Forum: Blender


Subject: Back here, and texturing

Silgrin opened this issue on Jan 11, 2014 ยท 21 posts


pauljs75 posted Fri, 17 January 2014 at 11:09 AM

This bit of info might help...

As for my opinion on renderers?

Internal's still needed for some effects though (Cycles doesn't have everything yet, like fire/smoke), but Cycles is a better render environment in terms of how lighting is handled. Nodes for building materials in Cycles is also pretty awesome once you get your head around it. Yet some things are still faster to knock out using BI even though it may be considered depreciated in terms of future development. The original render engine also tends to be faster for animation in most cases. (Unless you're willing to turn down samples and have noisy grainy renders in Cycles.)
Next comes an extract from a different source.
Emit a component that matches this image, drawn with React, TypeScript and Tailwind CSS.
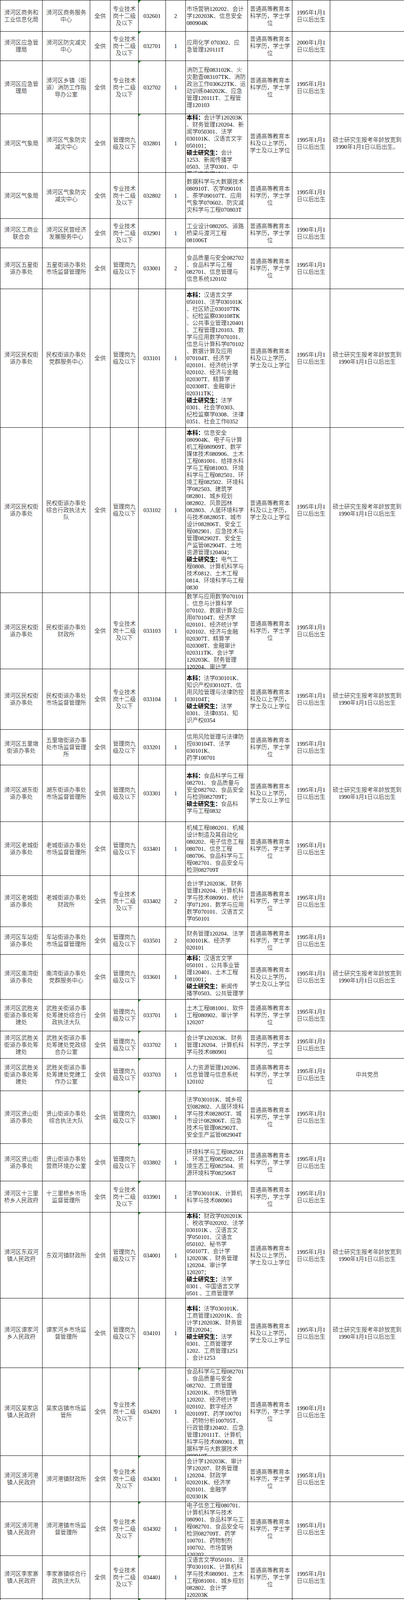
import React from 'react';

type Job = {
  h: string;
  unit: string;
  dept: string;
  post: 'tech' | 'mgmt';
  code: string;
  num: string;
  major: string[];
  edu: 'std' | 'up';
  born: string;
  note?: string;
  mark?: boolean;
};

const NOTE = '硕士研究生报考年龄放宽到\n1990年1月1日以后出生';
const MINQUAN = '浉河区民权街\n道办事处';
const WUSHENGGUAN = '浉河区武胜关\n街道办事处筹\n建处';

const POST = {
  tech: '专业技术\n岗十二级\n及以下',
  mgmt: '管理岗九\n级及以下',
};

const EDU = {
  std: '普通高等教育本\n科学历，学士学\n位',
  up: '普通高等教育本\n科及以上学历，\n学士及以上学位',
};

const jobs: Job[] = [
  {
    h: 'h-[80px]', unit: '浉河区商务和\n工业信息化局', dept: '浉河区商务服务\n中心', post: 'tech', code: '032601', num: '2',
    major: ['市场营销120202、会计', '学120203K、信息安全', '080904K'], edu: 'std', born: '1995', mark: true,
  },
  {
    h: 'h-[75px]', unit: '浉河区应急管\n理局', dept: '浉河区防灾减灾\n中心', post: 'tech', code: '032701', num: '1',
    major: ['应用化学 070302、应', '急管理120111T'], edu: 'std', born: '2000', mark: true,
  },
  {
    h: 'h-[136px]', unit: '浉河区应急管\n理局', dept: '浉河区乡镇（街\n道）消防工作指\n导办公室', post: 'tech', code: '032702', num: '1',
    major: ['消防工程083102K、火', '灾勘查083107TK、消防', '政治工作030622TK、运', '动训练040202K、应急', '管理120111T、工程管', '理120103'],
    edu: 'std', born: '1995', mark: true,
  },
  {
    h: 'h-[150px]', unit: '浉河区气象局', dept: '浉河区气象防灾\n减灾中心', post: 'mgmt', code: '032801', num: '1',
    major: ['本科：会计学120203K', '、财务管理120204、新', '闻学050301、法学', '030101K、汉语言文字', '050101；', '硕士研究生：会计', '1253、新闻传播学', '0503、法学0301、中', '国语言文学0501'],
    edu: 'up', born: '1995', note: '硕士研究生报考年龄放宽到\n1990年1月1日以后出生。', mark: true,
  },
  {
    h: 'h-[118px]', unit: '浉河区气象局', dept: '浉河区气象防灾\n减灾中心', post: 'tech', code: '032802', num: '1',
    major: ['数据科学与大数据技术', '080910T、农学090101', '、茶学090107T、应用', '气象学070602、防灾减', '灾科学与工程070803T'],
    edu: 'std', born: '1995',
  },
  {
    h: 'h-[75px]', unit: '浉河区工商业\n联合会', dept: '浉河区民营经济\n发展服务中心', post: 'tech', code: '032901', num: '1',
    major: ['工业设计080205、道路', '桥梁与渡河工程', '081006T'], edu: 'std', born: '1990',
  },
  {
    h: 'h-[105px]', unit: '浉河区五星街\n道办事处', dept: '五星街道办事处\n市场监督管理所', post: 'mgmt', code: '033001', num: '2',
    major: ['食品质量与安全082702', '、食品科学与工程', '082701、信息管理与', '信息系统120102'], edu: 'std', born: '1995',
  },
  {
    h: 'h-[355px]', unit: MINQUAN, dept: '民权街道办事处\n党群服务中心', post: 'mgmt', code: '033101', num: '1',
    major: [
      '本科：汉语言文学', '050101、法学030101K', '、社区矫正030107TK', '、纪检监察030108TK', '、公共事业管理120401',
      '、工程管理120103、数', '学与应用数学070101、', '信息与计算科学070102', '、数据计算及应用', '070104T、经济学',
      '020101、经济统计学', '020102、经济与金融', '020307T、精算学', '020308T、金融审计', '020311TK；',
      '硕士研究生：法学', '0301、社会学0303、', '纪检监察学0308、法律', '0351、社会工作0352',
    ],
    edu: 'up', born: '1995', note: NOTE,
  },
  {
    h: 'h-[423px]', unit: MINQUAN, dept: '民权街道办事处\n综合行政执法大\n队', post: 'mgmt', code: '033102', num: '1',
    major: [
      '本科：信息安全', '080904K、电子与计算', '机工程080909T、数字', '媒体技术080906、土木', '工程081001、给排水科',
      '学与工程081003、环境', '科学与工程082501、环', '境工程082502、环境科', '学082503、建筑学', '082801、城乡规划',
      '082802、风景园林', '082803、人居环境科学', '与技术082805T、城市', '设计082806T、安全工', '程082901、应急技术与',
      '管理082902T、安全生', '产监管082904T、土地', '资源管理120404；', '硕士研究生：电气工', '程0808、计算机科学与',
      '技术0812、土木工程', '0814、环境科学与工程', '0830',
    ],
    edu: 'up', born: '1995', note: NOTE,
  },
  {
    h: 'h-[195px]', unit: MINQUAN, dept: '民权街道办事处\n财政所', post: 'tech', code: '033103', num: '1',
    major: [
      '数学与应用数学070101', '、信息与计算科学', '070102、数据计算及应', '用070104T、经济学', '020101、经济统计学',
      '020102、经济与金融', '020307T、精算学', '020308T、金融审计', '020311TK、会计学', '120203K、财务管理',
      '120204、审计学', '120207',
    ],
    edu: 'std', born: '1995',
  },
  {
    h: 'h-[155px]', unit: MINQUAN, dept: '民权街道办事处\n市场监督管理所', post: 'tech', code: '033104', num: '1',
    major: ['本科：法学030101K、', '知识产权030102T、信', '用风险管理与法律防控', '030104T；', '硕士研究生：法学', '0301、法律0351、知', '识产权0354'],
    edu: 'up', born: '1995', note: NOTE,
  },
  {
    h: 'h-[91px]', unit: '浉河区五里墩\n街道办事处', dept: '五里墩街道办事\n处市场监督管理\n所', post: 'mgmt', code: '033201', num: '1',
    major: ['信用风险管理与法律防', '控030104T、法学', '030101K、', '药学100701'], edu: 'std', born: '1995',
  },
  {
    h: 'h-[145px]', unit: '浉河区湖东街\n道办事处', dept: '湖东街道办事处\n市场监督管理所', post: 'mgmt', code: '033301', num: '1',
    major: ['本科：食品科学与工程', '082701、 食品质量与', '安全082702、食品安全', '与检测082709T；', '硕士研究生：食品科', '学与工程0832'],
    edu: 'up', born: '1995', note: NOTE,
  },
  {
    h: 'h-[138px]', unit: '浉河区老城街\n道办事处', dept: '老城街道办事处\n市场监督管理所', post: 'mgmt', code: '033401', num: '1',
    major: ['机械工程080201、机械', '设计制造及其自动化', '080202、电子信息工程', '080701、信息工程', '080706、食品科学与工', '程082701、食品安全与', '检测082709T'],
    edu: 'std', born: '1995',
  },
  {
    h: 'h-[131px]', unit: '浉河区老城街\n道办事处', dept: '老城街道办事处\n财政所', post: 'tech', code: '033402', num: '2',
    major: ['会计学120203K、财务', '管理120204、计算机科', '学与技术080901、统计', '学071201、数学与应用', '数学070101、汉语言文', '学050101'],
    edu: 'std', born: '1995',
  },
  {
    h: 'h-[71px]', unit: '浉河区车站街\n道办事处', dept: '车站街道办事处\n市场监督管理所', post: 'mgmt', code: '033501', num: '2',
    major: ['财务管理120204、法学', '030101K、经济学', '020101'], edu: 'std', born: '1995',
  },
  {
    h: 'h-[115px]', unit: '浉河区南湾街\n道办事处', dept: '南湾街道办事处\n党群服务中心', post: 'mgmt', code: '033601', num: '1',
    major: ['本科：汉语言文学', '050101 、公共事业管', '理120401、土木工程', '081001；', '硕士研究生：新闻传', '播学0503、公共管理学', '1204'],
    edu: 'up', born: '1995', note: NOTE,
  },
  {
    h: 'h-[81px]', unit: WUSHENGGUAN, dept: '武胜关街道办事\n处筹建处综合行\n政执法大队', post: 'mgmt', code: '033701', num: '1',
    major: ['土木工程081001、软件', '工程080902、审计学', '120207'], edu: 'std', born: '1995', mark: true,
  },
  {
    h: 'h-[70px]', unit: WUSHENGGUAN, dept: '武胜关街道办事\n处筹建处党政综\n合办公室', post: 'mgmt', code: '033702', num: '1',
    major: ['会计学120203K、财务', '管理120204、计算机科', '学与技术080901'], edu: 'std', born: '1995', mark: true,
  },
  {
    h: 'h-[83px]', unit: WUSHENGGUAN, dept: '武胜关街道办事\n处筹建处党建工\n作办公室', post: 'mgmt', code: '033703', num: '1',
    major: ['人力资源管理120206、', '信息管理与信息系统', '120102'], edu: 'std', born: '1995', note: '中共党员', mark: true,
  },
  {
    h: 'h-[135px]', unit: '浉河区贤山街\n道办事处', dept: '贤山街道办事处\n综合执法大队', post: 'mgmt', code: '033801', num: '1',
    major: ['法学030101K、城乡规', '划082802、人居环境科', '学与技术082805T、城', '市设计082806T、应急', '技术与管理082902T、', '安全生产监管082904T'],
    edu: 'std', born: '1995', mark: true,
  },
  {
    h: 'h-[96px]', unit: '浉河区贤山街\n道办事处', dept: '贤山街道办事处\n营商环境办公室', post: 'mgmt', code: '033802', num: '1',
    major: ['环境科学与工程082501', '、环境工程082502、环', '境生态工程082504、资', '源环境科学082506T'],
    edu: 'std', born: '1995', mark: true,
  },
  {
    h: 'h-[80px]', unit: '浉河区十三里\n桥乡人民政府', dept: '十三里桥乡市场\n监督管理所', post: 'tech', code: '033901', num: '1',
    major: ['法学030101K、计算机', '科学与技术080901'], edu: 'std', born: '1995', mark: true,
  },
  {
    h: 'h-[220px]', unit: '浉河区东双河\n镇人民政府', dept: '东双河镇财政所', post: 'mgmt', code: '034001', num: '1',
    major: [
      '本科：财政学020201K', '、税收学020202、法学', '030101K 、汉语言文', '学050101、汉语言', '050102、秘书学',
      '050107T、会计学', '120203K 、财务管理', '120204、审计学', '120207；', '硕士研究生：法学',
      '0301 、中国语言文学', '0501 、工商管理学', '1202',
    ],
    edu: 'up', born: '1995', note: NOTE, mark: true,
  },
  {
    h: 'h-[178px]', unit: '浉河区谭家河\n乡人民政府', dept: '谭家河乡市场监\n督管理所', post: 'mgmt', code: '034101', num: '1',
    major: ['本科：法学030101K、', '工商管理120201K、会', '计学120203K、财务管', '理120204；', '硕士研究生：法学', '0301、工商管理学', '1202、工商管理1251', '、会计1253'],
    edu: 'up', born: '1995', note: NOTE,
  },
  {
    h: 'h-[225px]', unit: '浉河区吴家店\n镇人民政府', dept: '吴家店镇市场监\n管所', post: 'tech', code: '034201', num: '1',
    major: [
      '食品科学与工程082701', '、食品质量与安全', '082702、工商管理', '120201K、市场营销', '120202、经济统计学',
      '020102、数字经济', '020109T、药学100701', '、药物分析100705T、', '行政管理120402、应急', '管理120111T、计算机',
      '科学与技术080901、数', '据科学与大数据技术', '080910T',
    ],
    edu: 'std', born: '1990', mark: true,
  },
  {
    h: 'h-[118px]', unit: '浉河区浉河港\n镇人民政府', dept: '浉河港镇财政所', post: 'tech', code: '034301', num: '1',
    major: ['会计学120203K、审计', '学120207、财务管理', '120204、财政学', '020201K、经济学', '020101、金融学', '020301K'],
    edu: 'std', born: '1995', mark: true,
  },
  {
    h: 'h-[138px]', unit: '浉河区浉河港\n镇人民政府', dept: '浉河港镇市场监\n督管理所', post: 'tech', code: '034302', num: '1',
    major: ['电子信息工程080701、', '计算机科学与技术', '080901、食品科学与工', '程082701、食品安全与', '检测082709T、药学', '100701、药物制剂', '100702、市场营销', '120202'],
    edu: 'std', born: '1995', mark: true,
  },
  {
    h: 'h-[110px]', unit: '浉河区李家寨\n镇人民政府', dept: '李家寨镇综合行\n政执法大队', post: 'tech', code: '034401', num: '1',
    major: ['汉语言文学050101、法', '学030101K、计算机科', '学与技术080901、土木', '工程081001、城乡规划', '082802、会计学', '120203K'],
    edu: 'std', born: '1995', mark: true,
  },
  {
    h: 'h-[105px]', unit: '浉河区李家寨\n镇人民政府', dept: '李家寨镇产业发\n展服务中心', post: 'mgmt', code: '034402', num: '1',
    major: ['经济学020101、财政学', '020201K、国际经济与', '贸易020401、汉语言文', '学050101'],
    edu: 'std', born: '1995', mark: true,
  },
];

const Cell = ({ children, className = '' }: { children?: React.ReactNode; className?: string }) => (
  <div className={`relative flex overflow-hidden border-l border-t border-black [align-items:safe_center] ${className}`}>
    {children}
  </div>
);

const Lines = ({ text }: { text: string }) => (
  <div className="w-full">
    {text.split('\n').map((line, i) => (
      <div key={i} className="h-[18px] whitespace-nowrap text-center">
        {line}
      </div>
    ))}
  </div>
);

const MajorLine = ({ line }: { line: string }) => {
  const m = line.match(/^(本科：|硕士研究生：)(.*)$/);
  return (
    <div className="h-[18px] whitespace-nowrap">
      {m ? (
        <>
          <span className="font-bold">{m[1]}</span>
          {m[2]}
        </>
      ) : (
        line
      )}
    </div>
  );
};

const Mark = () => (
  <span className="absolute left-0 top-0 h-0 w-0 border-t-[6px] border-r-[6px] border-t-[#1a8a1a] border-r-transparent" />
);

export default function App() {
  return (
    <div className="w-[1035px] bg-white font-['Liberation_Serif','Noto_Sans_CJK_SC',serif] text-[14.67px] font-light leading-[18px] text-black">
      <div className="border-b border-black">
        {jobs.map((job) => (
          <div
            key={job.code}
            className={`grid grid-cols-[108px_122px_52px_72px_70px_51px_159px_114px_97px_1fr] ${job.h}`}
          >
            <Cell className="justify-center">
              <Lines text={job.unit} />
            </Cell>
            <Cell className="justify-center">
              <Lines text={job.dept} />
            </Cell>
            <Cell className="justify-center">
              <Lines text="全供" />
            </Cell>
            <Cell className="justify-center">
              <Lines text={POST[job.post]} />
            </Cell>
            <Cell className="justify-center">
              {job.mark && <Mark />}
              <Lines text={job.code} />
            </Cell>
            <Cell className="justify-center">
              <Lines text={job.num} />
            </Cell>
            <Cell className="pl-[2px]">
              <div className="w-full">
                {job.major.map((line, i) => (
                  <MajorLine key={i} line={line} />
                ))}
              </div>
            </Cell>
            <Cell className="justify-center">
              <Lines text={EDU[job.edu]} />
            </Cell>
            <Cell className="justify-center">
              <Lines text={`${job.born}年1月1\n日以后出生`} />
            </Cell>
            <Cell className="justify-center">
              {job.note && <Lines text={job.note} />}
            </Cell>
          </div>
        ))}
      </div>
    </div>
  );
}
I'd say to learn both, and also put in practice with how scene linking works and making use of the compositor to get the best of both worlds. (You get to use the FX Cycles doesn't have, and apply them to Cycles renders.)
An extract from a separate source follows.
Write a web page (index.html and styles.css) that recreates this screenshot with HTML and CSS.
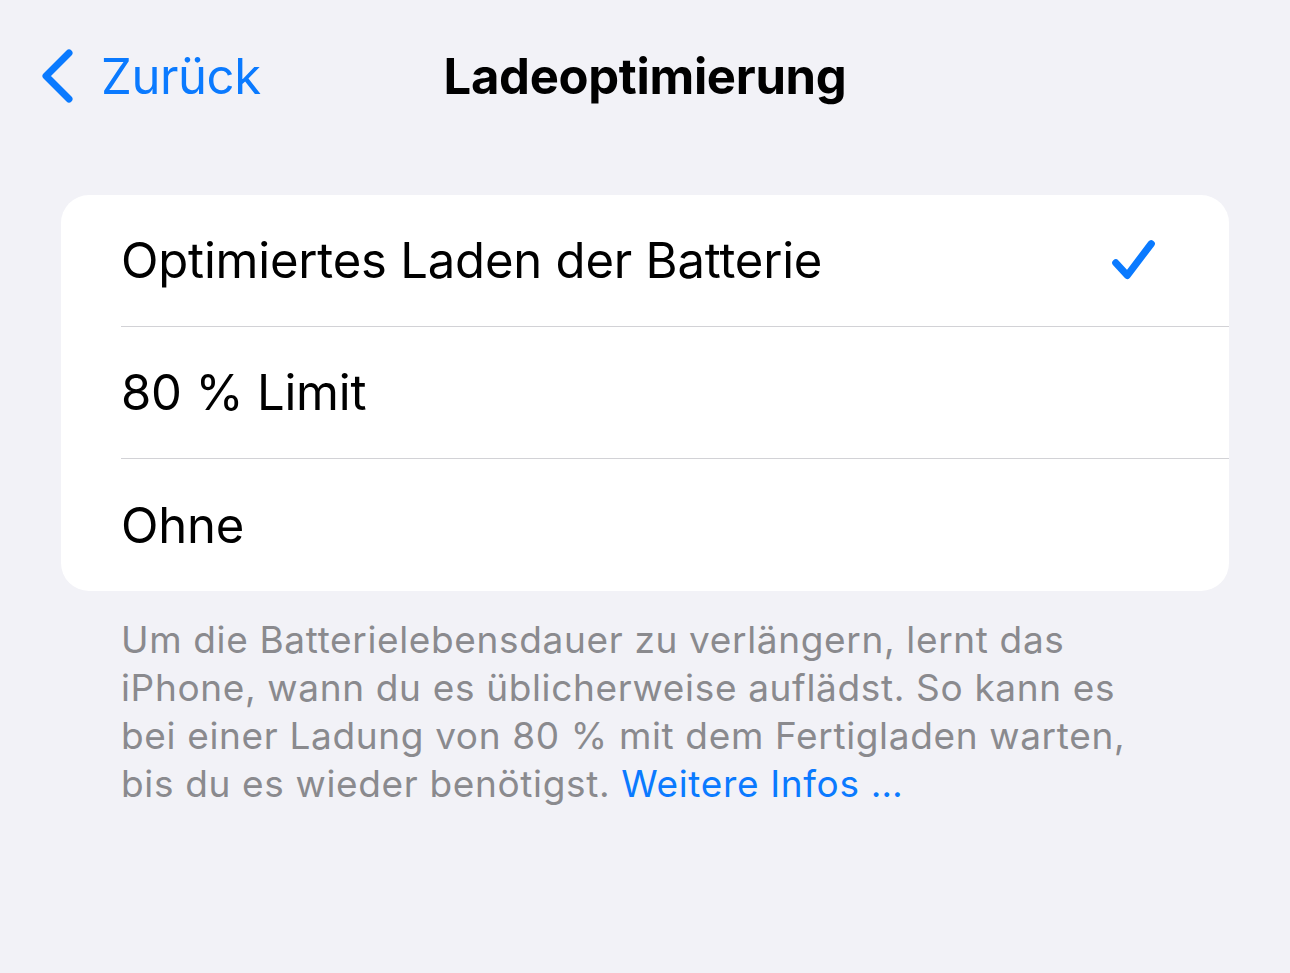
FILE: index.html
```html
<!DOCTYPE html>
<html lang="de">
<head>
  <meta charset="UTF-8" />
  <meta name="viewport" content="width=device-width, initial-scale=1" />
  <title>Ladeoptimierung</title>
  <link rel="stylesheet" href="styles.css">
</head>
<body>
  <header class="nav">
    <a class="back" href="#">
      <svg class="chevron" viewBox="0 0 34 56" aria-hidden="true">
        <path d="M29 5 L6 28 L29 51" fill="none" stroke="currentColor" stroke-width="7" stroke-linecap="round" stroke-linejoin="round"/>
      </svg>
      <span>Zurück</span>
    </a>
    <h1 class="title">Ladeoptimierung</h1>
    <div></div>
  </header>

  <main class="content">
    <ul class="group">
      <li class="row">
        <span>Optimiertes Laden der Batterie</span>
        <svg class="check" viewBox="0 0 48 48" aria-hidden="true">
          <path d="M5 26 L17 39 L42 6" fill="none" stroke="currentColor" stroke-width="7.5" stroke-linecap="round" stroke-linejoin="round"/>
        </svg>
      </li>
      <li class="row"><span>80 % Limit</span></li>
      <li class="row"><span>Ohne</span></li>
    </ul>
    <p class="footer">
      Um die Batterielebensdauer zu verlängern, lernt das<br>
      iPhone, wann du es üblicherweise auflädst. So kann es<br>
      bei einer Ladung von 80 % mit dem Fertigladen warten,<br>
      bis du es wieder benötigst. <a href="#">Weitere Infos …</a>
    </p>
  </main>
</body>
</html>
```

FILE: styles.css
```css
body, html {
  margin: 0;
  padding: 0;
  background: #f2f2f7;
  font-family: Inter, 'Noto Sans', sans-serif;
  color: #000;
}

.nav {
  display: grid;
  grid-template-columns: 1fr auto 1fr;
  align-items: center;
  height: 152px;
  padding: 0 40px;
}

.back {
  display: flex;
  align-items: center;
  gap: 27px;
  color: #0a7aff;
  text-decoration: none;
  font-size: 49px;
  letter-spacing: -0.4px;
}

.chevron {
  width: 34px;
  height: 56px;
}

.title {
  margin: 0;
  font-size: 49px;
  font-weight: 700;
  letter-spacing: -0.3px;
}

.content {
  padding: 43px 61px 0;
}

.group {
  list-style: none;
  margin: 0;
  padding: 0;
  background: #fff;
  border-radius: 28px;
  overflow: hidden;
}

.row {
  box-sizing: border-box;
  display: flex;
  align-items: center;
  justify-content: space-between;
  height: 132px;
  margin-left: 60px;
  padding-right: 72px;
  font-size: 49px;
  letter-spacing: -0.2px;
  border-bottom: 1px solid #d2d2d6;
}

.row:last-child {
  border-bottom: none;
}

.check {
  width: 46px;
  height: 46px;
  color: #0a7aff;
}

.footer {
  margin: 25px 0 0 60px;
  font-size: 37px;
  line-height: 48px;
  color: #8a8a8e;
  letter-spacing: 0.65px;
}

.footer a {
  color: #0a7aff;
  text-decoration: none;
}
```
It's funny though, I tried Blender a few times in the past and could never get anywhere. Then saw some Cycles stuff and tried one more time with 2.68 and found the new (2.5+) UI easier to navigate, so now I'm hooked. Let's just say I find it amusing to see people come back to it and be as confused as I was when I couldn't manage to do anything more than a cube with the old UI.

---(Edit)---

One more note. Nodes in Blender Internal and Cycles are not the same. You may experience oddness or crashes trying to use same mats for both engines. What you may want to do is duplicate a scene and have different material sets made for the different render engines. Something you may want to keep track of if getting into compositing work between the two renderers available to Blender.